-- begin --

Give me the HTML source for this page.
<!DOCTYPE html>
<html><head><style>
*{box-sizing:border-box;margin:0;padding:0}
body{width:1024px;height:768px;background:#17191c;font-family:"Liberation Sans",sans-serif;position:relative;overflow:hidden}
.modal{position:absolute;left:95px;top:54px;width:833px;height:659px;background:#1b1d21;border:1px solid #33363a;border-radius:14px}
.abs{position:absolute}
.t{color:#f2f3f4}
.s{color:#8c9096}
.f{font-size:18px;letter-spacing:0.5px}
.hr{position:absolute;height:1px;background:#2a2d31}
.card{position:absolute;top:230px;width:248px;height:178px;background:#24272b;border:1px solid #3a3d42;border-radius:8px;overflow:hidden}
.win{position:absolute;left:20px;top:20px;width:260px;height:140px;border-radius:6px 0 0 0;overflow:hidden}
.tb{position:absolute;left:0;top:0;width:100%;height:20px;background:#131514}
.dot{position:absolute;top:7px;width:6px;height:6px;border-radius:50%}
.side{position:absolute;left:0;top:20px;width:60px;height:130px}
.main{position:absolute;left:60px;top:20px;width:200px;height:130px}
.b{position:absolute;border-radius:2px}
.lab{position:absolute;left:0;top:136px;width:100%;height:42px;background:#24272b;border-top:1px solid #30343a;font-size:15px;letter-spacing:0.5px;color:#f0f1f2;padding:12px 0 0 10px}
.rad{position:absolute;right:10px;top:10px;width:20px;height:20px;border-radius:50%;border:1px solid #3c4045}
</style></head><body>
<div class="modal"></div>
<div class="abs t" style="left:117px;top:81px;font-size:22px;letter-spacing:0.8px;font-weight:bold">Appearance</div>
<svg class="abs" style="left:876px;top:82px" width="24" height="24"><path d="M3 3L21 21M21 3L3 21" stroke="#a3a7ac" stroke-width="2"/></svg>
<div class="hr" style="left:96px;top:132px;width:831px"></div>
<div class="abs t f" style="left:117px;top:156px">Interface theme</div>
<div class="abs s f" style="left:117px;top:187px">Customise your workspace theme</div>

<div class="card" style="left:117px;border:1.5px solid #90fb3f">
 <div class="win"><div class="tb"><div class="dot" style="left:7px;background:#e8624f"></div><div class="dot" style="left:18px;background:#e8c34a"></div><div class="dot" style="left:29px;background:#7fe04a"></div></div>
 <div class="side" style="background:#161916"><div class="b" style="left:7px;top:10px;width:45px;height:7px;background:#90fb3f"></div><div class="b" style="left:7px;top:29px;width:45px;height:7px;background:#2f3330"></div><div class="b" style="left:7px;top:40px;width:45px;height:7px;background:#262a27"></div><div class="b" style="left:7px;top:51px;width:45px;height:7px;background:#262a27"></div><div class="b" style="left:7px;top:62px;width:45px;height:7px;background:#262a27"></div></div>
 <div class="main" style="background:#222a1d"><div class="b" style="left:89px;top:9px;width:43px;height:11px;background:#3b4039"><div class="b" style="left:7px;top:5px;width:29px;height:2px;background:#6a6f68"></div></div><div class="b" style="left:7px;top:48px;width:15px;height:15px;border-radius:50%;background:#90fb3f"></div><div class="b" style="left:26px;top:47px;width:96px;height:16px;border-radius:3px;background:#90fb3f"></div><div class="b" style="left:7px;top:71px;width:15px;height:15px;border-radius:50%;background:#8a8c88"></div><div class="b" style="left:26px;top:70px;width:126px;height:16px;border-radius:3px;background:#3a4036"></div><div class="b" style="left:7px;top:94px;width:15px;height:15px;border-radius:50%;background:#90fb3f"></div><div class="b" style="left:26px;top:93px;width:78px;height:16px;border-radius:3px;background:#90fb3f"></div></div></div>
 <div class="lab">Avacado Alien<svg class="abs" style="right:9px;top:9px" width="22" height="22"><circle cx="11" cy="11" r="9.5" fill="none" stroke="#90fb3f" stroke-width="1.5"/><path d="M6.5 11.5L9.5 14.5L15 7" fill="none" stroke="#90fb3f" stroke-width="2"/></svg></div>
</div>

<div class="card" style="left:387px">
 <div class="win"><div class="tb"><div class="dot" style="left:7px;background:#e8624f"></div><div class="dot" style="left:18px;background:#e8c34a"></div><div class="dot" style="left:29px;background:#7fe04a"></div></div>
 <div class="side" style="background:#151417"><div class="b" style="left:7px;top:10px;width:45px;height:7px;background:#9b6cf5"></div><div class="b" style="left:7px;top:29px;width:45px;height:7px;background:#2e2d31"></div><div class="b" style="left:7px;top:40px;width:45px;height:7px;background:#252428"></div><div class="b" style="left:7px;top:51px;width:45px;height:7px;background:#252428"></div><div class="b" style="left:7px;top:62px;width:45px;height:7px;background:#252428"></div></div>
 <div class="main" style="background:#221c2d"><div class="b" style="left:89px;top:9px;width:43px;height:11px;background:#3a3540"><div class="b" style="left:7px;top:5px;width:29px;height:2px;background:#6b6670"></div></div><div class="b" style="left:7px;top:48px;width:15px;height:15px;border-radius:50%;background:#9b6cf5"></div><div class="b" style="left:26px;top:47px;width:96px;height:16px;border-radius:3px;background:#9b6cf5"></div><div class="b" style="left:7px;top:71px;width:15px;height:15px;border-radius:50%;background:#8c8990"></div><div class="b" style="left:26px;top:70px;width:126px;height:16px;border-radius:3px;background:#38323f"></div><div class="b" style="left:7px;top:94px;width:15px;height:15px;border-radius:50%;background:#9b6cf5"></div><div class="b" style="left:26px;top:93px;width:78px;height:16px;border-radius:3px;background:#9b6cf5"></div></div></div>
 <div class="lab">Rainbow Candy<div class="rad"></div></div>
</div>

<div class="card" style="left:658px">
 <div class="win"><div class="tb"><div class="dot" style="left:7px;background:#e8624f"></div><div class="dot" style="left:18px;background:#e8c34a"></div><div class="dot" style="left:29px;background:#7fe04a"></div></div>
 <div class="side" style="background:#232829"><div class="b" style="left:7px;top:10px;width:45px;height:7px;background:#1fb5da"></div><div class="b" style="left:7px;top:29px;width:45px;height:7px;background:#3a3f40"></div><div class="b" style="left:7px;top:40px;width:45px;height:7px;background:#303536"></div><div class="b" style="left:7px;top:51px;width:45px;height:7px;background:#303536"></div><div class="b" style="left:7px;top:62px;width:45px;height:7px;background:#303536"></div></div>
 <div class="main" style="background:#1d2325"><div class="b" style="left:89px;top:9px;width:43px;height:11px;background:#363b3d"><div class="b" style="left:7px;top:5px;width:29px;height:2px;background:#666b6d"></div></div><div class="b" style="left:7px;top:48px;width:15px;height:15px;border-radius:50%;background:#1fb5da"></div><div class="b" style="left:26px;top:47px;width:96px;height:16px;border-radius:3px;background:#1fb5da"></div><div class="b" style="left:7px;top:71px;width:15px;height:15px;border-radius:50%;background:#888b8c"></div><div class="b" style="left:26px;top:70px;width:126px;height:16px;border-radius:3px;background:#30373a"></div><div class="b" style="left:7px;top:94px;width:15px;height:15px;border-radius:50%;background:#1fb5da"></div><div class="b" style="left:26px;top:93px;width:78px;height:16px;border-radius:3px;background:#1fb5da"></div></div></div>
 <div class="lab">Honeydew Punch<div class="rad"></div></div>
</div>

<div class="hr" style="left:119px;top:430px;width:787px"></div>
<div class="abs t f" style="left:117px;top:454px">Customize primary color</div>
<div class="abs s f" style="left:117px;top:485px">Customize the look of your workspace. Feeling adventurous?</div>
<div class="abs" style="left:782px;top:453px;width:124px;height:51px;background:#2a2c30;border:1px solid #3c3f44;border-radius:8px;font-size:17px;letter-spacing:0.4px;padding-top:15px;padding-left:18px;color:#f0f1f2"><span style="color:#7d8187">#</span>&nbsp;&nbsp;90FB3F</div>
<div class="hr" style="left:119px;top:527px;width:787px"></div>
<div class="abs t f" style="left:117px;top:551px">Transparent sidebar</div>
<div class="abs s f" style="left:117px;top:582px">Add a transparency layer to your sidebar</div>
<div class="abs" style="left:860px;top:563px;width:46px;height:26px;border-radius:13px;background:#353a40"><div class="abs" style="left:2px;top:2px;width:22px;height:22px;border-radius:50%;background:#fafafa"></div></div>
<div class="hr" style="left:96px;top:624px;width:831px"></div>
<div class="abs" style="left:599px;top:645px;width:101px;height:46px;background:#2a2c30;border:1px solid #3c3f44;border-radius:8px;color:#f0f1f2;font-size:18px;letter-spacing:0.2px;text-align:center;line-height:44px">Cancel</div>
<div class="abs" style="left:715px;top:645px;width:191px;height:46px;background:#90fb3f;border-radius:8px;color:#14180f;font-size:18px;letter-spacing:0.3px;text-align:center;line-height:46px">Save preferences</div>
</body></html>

-- end --

### TASK BRIEF
Begin with the first line of the listing and copy exactly through the line that contains "your workspace theme</div>", please, keeping both ends and leaving out everything after.

### RESPONSE TO THE TASK
Give me the HTML source for this page.
<!DOCTYPE html>
<html><head><style>
*{box-sizing:border-box;margin:0;padding:0}
body{width:1024px;height:768px;background:#17191c;font-family:"Liberation Sans",sans-serif;position:relative;overflow:hidden}
.modal{position:absolute;left:95px;top:54px;width:833px;height:659px;background:#1b1d21;border:1px solid #33363a;border-radius:14px}
.abs{position:absolute}
.t{color:#f2f3f4}
.s{color:#8c9096}
.f{font-size:18px;letter-spacing:0.5px}
.hr{position:absolute;height:1px;background:#2a2d31}
.card{position:absolute;top:230px;width:248px;height:178px;background:#24272b;border:1px solid #3a3d42;border-radius:8px;overflow:hidden}
.win{position:absolute;left:20px;top:20px;width:260px;height:140px;border-radius:6px 0 0 0;overflow:hidden}
.tb{position:absolute;left:0;top:0;width:100%;height:20px;background:#131514}
.dot{position:absolute;top:7px;width:6px;height:6px;border-radius:50%}
.side{position:absolute;left:0;top:20px;width:60px;height:130px}
.main{position:absolute;left:60px;top:20px;width:200px;height:130px}
.b{position:absolute;border-radius:2px}
.lab{position:absolute;left:0;top:136px;width:100%;height:42px;background:#24272b;border-top:1px solid #30343a;font-size:15px;letter-spacing:0.5px;color:#f0f1f2;padding:12px 0 0 10px}
.rad{position:absolute;right:10px;top:10px;width:20px;height:20px;border-radius:50%;border:1px solid #3c4045}
</style></head><body>
<div class="modal"></div>
<div class="abs t" style="left:117px;top:81px;font-size:22px;letter-spacing:0.8px;font-weight:bold">Appearance</div>
<svg class="abs" style="left:876px;top:82px" width="24" height="24"><path d="M3 3L21 21M21 3L3 21" stroke="#a3a7ac" stroke-width="2"/></svg>
<div class="hr" style="left:96px;top:132px;width:831px"></div>
<div class="abs t f" style="left:117px;top:156px">Interface theme</div>
<div class="abs s f" style="left:117px;top:187px">Customise your workspace theme</div>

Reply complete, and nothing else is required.